In other words, a lower capital efficient business can actually have those economics be a sort of moat, provided its growth rates don’t draw too much attention.

At the right valuation, that can make a lower capital efficient business that’s a leader in its niche a great investment even if there are looming big fish in related industries which are (inappropriately) seen to be sources of foreboding competition.

Investor Takeaway

At the end of the day, the investor can only do so much when it comes to analyzing an industry, particularly when it comes to predicting the potential arrival of new market entrants.

Though prudent competitive analysis can prove that entering a new market can be shareholder destructive, that doesn’t necessarily prevent managements at large corporations from doing just that to satisfy other goals.

Investors in smaller fish type companies should be aware of that threat, and try to identify if or when it does happen.

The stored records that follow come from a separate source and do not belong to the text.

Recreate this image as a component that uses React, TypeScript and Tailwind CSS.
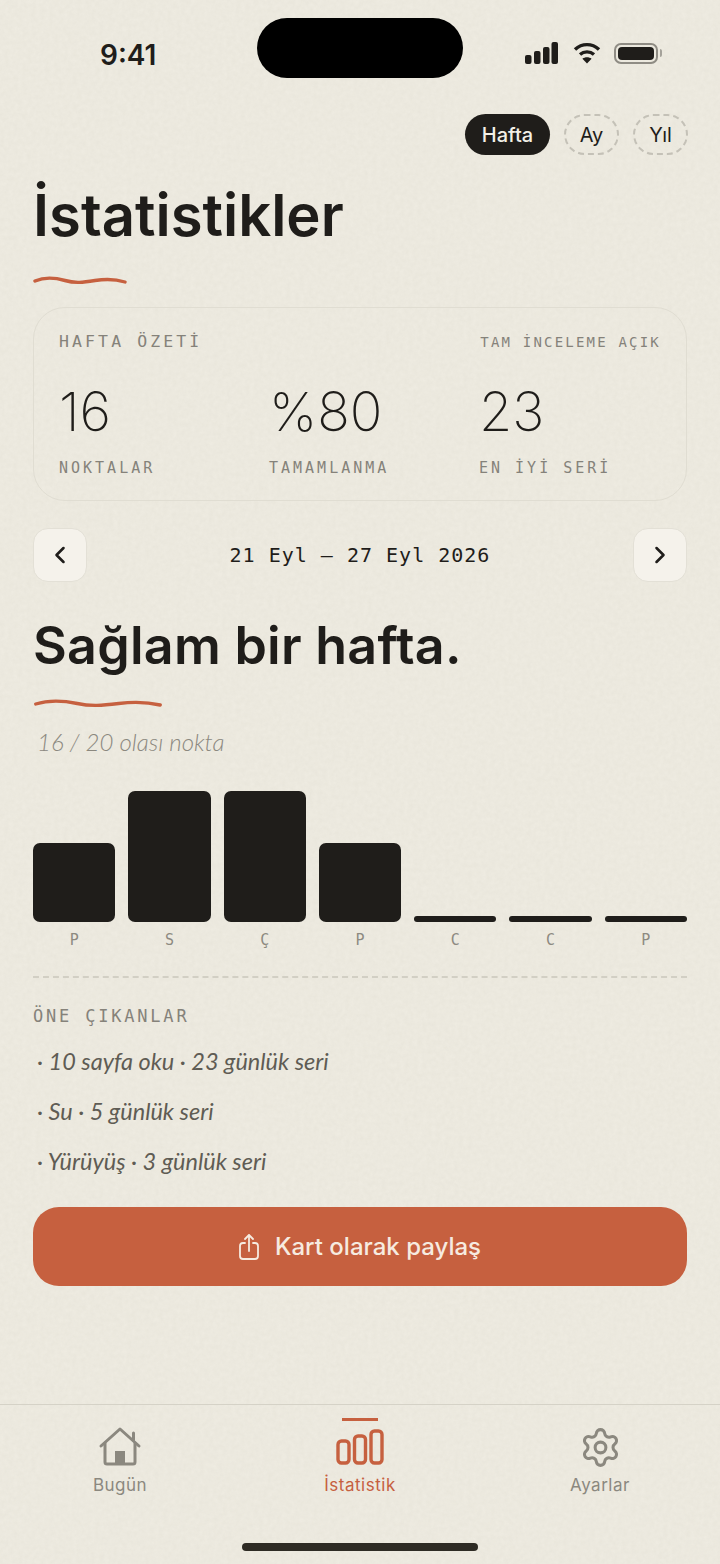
import { ChevronLeft, ChevronRight, Settings } from "lucide-react";

const ink = "text-[#1f1d1a]";
const mono = "font-['DejaVu_Sans_Mono',monospace]";
const hand = "font-['Lato',sans-serif] italic";

const bars = [
  { day: "P", h: "h-[79px]" },
  { day: "S", h: "h-[131px]" },
  { day: "Ç", h: "h-[131px]" },
  { day: "P", h: "h-[79px]" },
  { day: "C", h: "h-[6px]" },
  { day: "C", h: "h-[6px]" },
  { day: "P", h: "h-[6px]" },
];

export default function App() {
  return (
    <div className={`relative flex h-[1564px] w-[720px] flex-col overflow-hidden bg-[#eeebe1] font-['Inter',sans-serif] ${ink}`}>
      <PaperGrain />
      <StatusBar />

      <main className="relative flex flex-1 flex-col px-[33px]">
        <div className="mt-[36px] -mr-[1px] flex justify-end gap-[14px]">
          <button className="h-[41px] w-[85px] rounded-full bg-[#1f1d1a] text-[20px] font-medium text-[#f3f0e7]">Hafta</button>
          <RangeChip label="Ay" />
          <RangeChip label="Yıl" />
        </div>

        <h1 className="mt-[24px] text-[58px] leading-[72px] font-semibold">İstatistikler</h1>
        <Squiggle className="mt-[23px] h-[12px] w-[94px]" />

        <section className="mt-[21px] h-[194px] rounded-[32px] border border-[#e0ddd2] px-[25px] pt-[24px]">
          <div className={`flex items-center justify-between ${mono} text-[#85827a]`}>
            <span className="text-[16.5px] leading-[20px] tracking-[3.1px]">HAFTA ÖZETİ</span>
            <span className="text-[14px] leading-[20px] tracking-[2.2px]">TAM İNCELEME AÇIK</span>
          </div>
          <div className="mt-[28px] grid grid-cols-3 gap-x-[28px]">
            <Stat value="16" label="NOKTALAR" />
            <Stat value="%80" label="TAMAMLANMA" />
            <Stat value="23" label="EN İYİ SERİ" />
          </div>
        </section>

        <div className="mt-[27px] flex items-center justify-between">
          <NavButton>
            <ChevronLeft className="h-[28px] w-[28px]" strokeWidth={2.2} />
          </NavButton>
          <span className={`${mono} text-[20px] tracking-[1px]`}>21 Eyl – 27 Eyl 2026</span>
          <NavButton>
            <ChevronRight className="h-[28px] w-[28px]" strokeWidth={2.2} />
          </NavButton>
        </div>

        <h2 className="mt-[28px] text-[52px] leading-[72px] font-semibold tracking-[0.005em]">Sağlam bir hafta.</h2>
        <Squiggle className="mt-[15px] h-[12px] w-[130px]" />

        <p className={`${hand} mt-[18px] ml-[4px] text-[24px] leading-[30px] font-light text-[#8b887f]`}>16 / 20 olası nokta</p>

        <div className="mt-[34px] grid h-[131px] grid-cols-7 items-end gap-x-[13px]">
          {bars.map((b, i) => (
            <div key={i} className={`${b.h} ${b.h === "h-[6px]" ? "rounded-full" : "rounded-[7px]"} bg-[#1f1d1a]`} />
          ))}
        </div>
        <div className="mt-[8px] grid grid-cols-7 gap-x-[13px]">
          {bars.map((b, i) => (
            <span key={i} className={`${mono} text-center text-[15px] leading-[20px] text-[#8d8a81]`}>{b.day}</span>
          ))}
        </div>

        <div className="mt-[26px] border-t-2 border-dashed border-[#d2cfc4]" />

        <h3 className={`${mono} mt-[28px] text-[17px] leading-[20px] tracking-[2.8px] text-[#85827a]`}>ÖNE ÇIKANLAR</h3>

        <ul className={`${hand} mt-[20px] ml-[4px] flex flex-col gap-[20px] text-[23.5px] leading-[30px] text-[#5f5c54]`}>
          <li>· 10 sayfa oku · 23 günlük seri</li>
          <li>· Su · 5 günlük seri</li>
          <li>· Yürüyüş · 3 günlük seri</li>
        </ul>

        <button className="mt-[31px] flex h-[79px] items-center justify-center gap-[16px] rounded-[26px] bg-[#c6603f] text-[24px] font-medium text-[#f6ebe0]">
          <ShareIcon />
          Kart olarak paylaş
        </button>
      </main>

      <BottomNav />
    </div>
  );
}

// faint paper texture over the whole page
function PaperGrain() {
  return (
    <svg className="pointer-events-none absolute inset-0 h-full w-full opacity-[0.08]">
      <filter id="grain">
        <feTurbulence type="fractalNoise" baseFrequency="0.22" numOctaves="4" seed="4" />
        <feColorMatrix values="0 0 0 0 0.4  0 0 0 0 0.38  0 0 0 0 0.3  0 0 0 1.2 -0.2" />
      </filter>
      <rect width="100%" height="100%" filter="url(#grain)" />
    </svg>
  );
}

function StatusBar() {
  return (
    <div className="relative flex h-[78px] items-end justify-between pr-[58px] pl-[100px]">
      <span className="pb-[7px] text-[28px] leading-[32px] font-semibold">9:41</span>
      <div className="absolute top-[18px] left-[257px] h-[60px] w-[206px] rounded-full bg-black" />
      <div className="flex items-center pb-[14px]">
        <svg className="mr-[15px]" width="33" height="22" viewBox="0 0 33 22" fill="#1f1d1a">
          <rect x="0" y="13" width="6.5" height="9" rx="2" />
          <rect x="9" y="9" width="6.5" height="13" rx="2" />
          <rect x="18" y="5" width="6.5" height="17" rx="2" />
          <rect x="26.5" y="0" width="6.5" height="22" rx="2" />
        </svg>
        <svg width="28" height="22" viewBox="0 0 28 22" fill="none" stroke="#1f1d1a" strokeWidth="3.4">
          <path d="M2 7.5C9 1 19 1 26 7.5" />
          <path d="M7 12.5C11 9 17 9 21 12.5" />
          <path d="M14 21.5l-4.6-4.8c2.6-2 6.6-2 9.2 0z" fill="#1f1d1a" stroke="none" />
        </svg>
        <div className="ml-[13px] flex items-center gap-[2px]">
          <div className="h-[21px] w-[44px] rounded-[7px] border-2 border-[#8f8c84] p-[2px]">
            <div className="h-full w-full rounded-[4px] bg-[#1f1d1a]" />
          </div>
          <div className="h-[8px] w-[2px] rounded-r-full bg-[#a5a29a]" />
        </div>
      </div>
    </div>
  );
}

function RangeChip({ label }: { label: string }) {
  return (
    <button className="h-[41px] w-[55px] rounded-full border-2 border-dashed border-[#c4c1b7] text-[20px] font-normal">
      {label}
    </button>
  );
}

function Stat({ value, label }: { value: string; label: string }) {
  return (
    <div>
      <div className="text-[54px] leading-[64px] font-extralight">{value}</div>
      <div className={`${mono} mt-[14px] text-[15px] leading-[20px] tracking-[3px] text-[#85827a]`}>{label}</div>
    </div>
  );
}

function NavButton({ children }: { children: React.ReactNode }) {
  return (
    <button className="flex h-[54px] w-[54px] items-center justify-center rounded-[15px] border border-[#e3e0d6] bg-[#f5f2eb]">
      {children}
    </button>
  );
}

function Squiggle({ className }: { className: string }) {
  return (
    <svg className={`${className} block`} viewBox="0 0 94 12" preserveAspectRatio="none" fill="none">
      <path
        d="M2 7C10 3.5 20 3 32 6.5C42 9.5 50 8.5 62 6.5C74 4.5 84 5.5 92 8"
        stroke="#c6603f"
        strokeWidth="3.4"
        strokeLinecap="round"
        vectorEffect="non-scaling-stroke"
      />
    </svg>
  );
}

function BottomNav() {
  return (
    <nav className="relative grid h-[160px] grid-cols-3 border-t border-t-[#d5d2c7]">
      <NavItem label="Bugün" color="text-[#8b887f]" icon={<HomeIcon />} />
      <NavItem label="İstatistik" color="text-[#c6603f]" icon={<BarsIcon />} active />
      <NavItem label="Ayarlar" color="text-[#8b887f]" icon={<Settings className="h-[43px] w-[43px]" strokeWidth={1.7} />} />
      <div className="absolute bottom-[13px] left-[242px] h-[8px] w-[236px] rounded-full bg-[#2e2b24]" />
    </nav>
  );
}

function NavItem({ label, color, icon, active }: { label: string; color: string; icon: React.ReactNode; active?: boolean }) {
  return (
    <div className={`relative flex flex-col items-center pt-[21px] ${color}`}>
      {active && <div className="absolute top-[13px] h-[3px] w-[36px] bg-[#c6603f]" />}
      <div className="flex h-[42px] items-center">{icon}</div>
      <span className="mt-[5px] text-[17px] leading-[24px] tracking-[0.03em]">{label}</span>
    </div>
  );
}

function HomeIcon() {
  return (
    <svg width="44" height="42" viewBox="0 0 44 42" fill="none" stroke="currentColor" strokeWidth="3" strokeLinecap="round" strokeLinejoin="round">
      <path d="M3 20L22 3L41 20" />
      <path d="M35.5 14V7" />
      <path d="M7 17V36a2 2 0 0 0 2 2H35a2 2 0 0 0 2-2V17" />
      <rect x="17" y="25" width="10" height="13" fill="currentColor" stroke="none" />
    </svg>
  );
}

function BarsIcon() {
  return (
    <svg width="48" height="36" viewBox="0 0 48 36" fill="none" stroke="currentColor" strokeWidth="3.4">
      <rect x="2" y="12" width="11" height="22" rx="3.5" />
      <rect x="18.5" y="7" width="11" height="27" rx="3.5" />
      <rect x="35" y="2" width="11" height="32" rx="3.5" />
    </svg>
  );
}

function ShareIcon() {
  return (
    <svg width="20" height="26" viewBox="0 0 20 26" fill="none" stroke="currentColor" strokeWidth="1.8" strokeLinecap="round" strokeLinejoin="round">
      <path d="M6 9H4a3 3 0 0 0-3 3v10a3 3 0 0 0 3 3h12a3 3 0 0 0 3-3V12a3 3 0 0 0-3-3h-2" />
      <path d="M10 17V1.5" />
      <path d="M6 5l4-4l4 4" />
    </svg>
  );
}
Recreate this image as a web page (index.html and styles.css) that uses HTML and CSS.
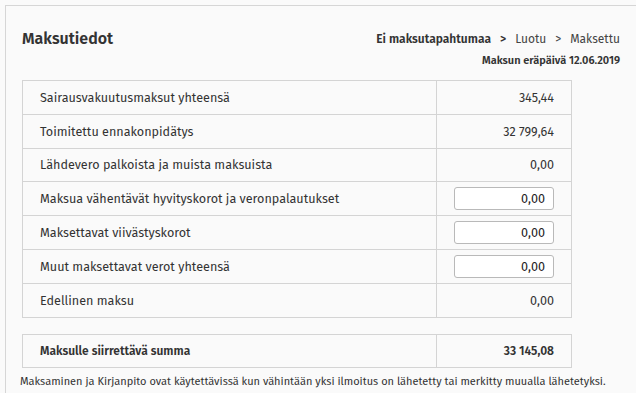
FILE: index.html
```html
<!DOCTYPE html>
<html lang="fi">
<head>
<meta charset="utf-8">
<title>Maksutiedot</title>
<link rel="stylesheet" href="styles.css">
</head>
<body>
<div class="frame">
  <div class="header">
    <h1 class="title">Maksutiedot</h1>
    <div class="status">
      <div class="steps">
        <span class="step active">Ei maksutapahtumaa</span>
        <span class="sep active">&gt;</span>
        <span class="step">Luotu</span>
        <span class="sep">&gt;</span>
        <span class="step">Maksettu</span>
      </div>
      <div class="due">Maksun eräpäivä 12.06.2019</div>
    </div>
  </div>

  <table class="grid">
    <tr><td class="label">Sairausvakuutusmaksut yhteensä</td><td class="value">345,44</td></tr>
    <tr><td class="label">Toimitettu ennakonpidätys</td><td class="value">32 799,64</td></tr>
    <tr><td class="label">Lähdevero palkoista ja muista maksuista</td><td class="value">0,00</td></tr>
    <tr><td class="label">Maksua vähentävät hyvityskorot ja veronpalautukset</td><td class="value"><input class="num" type="text" value="0,00"></td></tr>
    <tr><td class="label">Maksettavat viivästyskorot</td><td class="value"><input class="num" type="text" value="0,00"></td></tr>
    <tr><td class="label">Muut maksettavat verot yhteensä</td><td class="value"><input class="num" type="text" value="0,00"></td></tr>
    <tr><td class="label">Edellinen maksu</td><td class="value">0,00</td></tr>
  </table>

  <table class="grid total">
    <tr><td class="label">Maksulle siirrettävä summa</td><td class="value">33 145,08</td></tr>
  </table>

  <p class="note">Maksaminen ja Kirjanpito ovat käytettävissä kun vähintään yksi ilmoitus on lähetetty tai merkitty muualla lähetetyksi.</p>
</div>
</body>
</html>
```

FILE: styles.css
```css
html, body {
  margin: 0;
  padding: 0;
  background: #fafafa;
}
body {
  font-family: "Fira Sans", "Noto Sans", "Open Sans", sans-serif;
  color: #333;
}
.frame {
  margin: 5px 0 0 5px;
  border-left: 1px solid #d6d6d6;
  border-top: 1px solid #d6d6d6;
  padding: 0 16px 0 16px;
  height: 400px;
}
.header {
  display: flex;
  justify-content: space-between;
  align-items: flex-start;
  padding-top: 22px;
  height: 52px;
}
.title {
  margin: 0;
  font-size: 16px;
  font-weight: 600;
  line-height: 22px;
  color: #333;
}
.status {
  display: flex;
  flex-direction: column;
  align-items: flex-end;
}
.steps {
  display: flex;
  gap: 9px;
  font-size: 12px;
  line-height: 22px;
  color: #444;
}
.steps .active {
  font-weight: 600;
  color: #333;
}
.due {
  font-size: 11px;
  font-weight: 600;
  line-height: 16px;
  margin-top: 3px;
  color: #333;
}
.grid {
  width: 550px;
  border-collapse: collapse;
  table-layout: fixed;
}
.grid td {
  border: 1px solid #d4d4d4;
  height: 33.8px;
  padding: 0 17px;
  font-size: 12.6px;
  color: #333;
  vertical-align: middle;
  box-sizing: border-box;
}
.grid td.label {
  width: 414px;
}
.grid td.value {
  text-align: right;
}
.num {
  width: 100px;
  height: 23px;
  box-sizing: border-box;
  border: 1px solid #b9b9b9;
  border-radius: 3px;
  background: #fff;
  font-family: inherit;
  font-size: 12.6px;
  color: #222;
  text-align: right;
  padding: 0 8px;
  margin: 0;
  vertical-align: middle;
}
.total {
  margin-top: 16px;
}
.total td {
  font-weight: 600;
  font-size: 12px;
}
.note {
  margin: 6px 0 0 -2px;
  font-size: 11px;
  line-height: 16px;
  color: #333;
  white-space: nowrap;
}
```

But at the same time, just because a company is a small fish compared to the likes of Microsoft, Amazon, and Google doesn’t mean it can’t maintain a top spot in its industry—particularly if that industry has slightly lower rates of return than the big fish can earn in their own or related industries.

Use this type of competitive analysis when evaluating a company’s competitors or potential competitors as a way to test the competitive moat of a business.

After all, competitors in the book publishing business were wiped out when Amazon saw their higher operating margins as a nice place to become an entrant, so it’s not enough to only analyze current market competitors when analyzing an industry.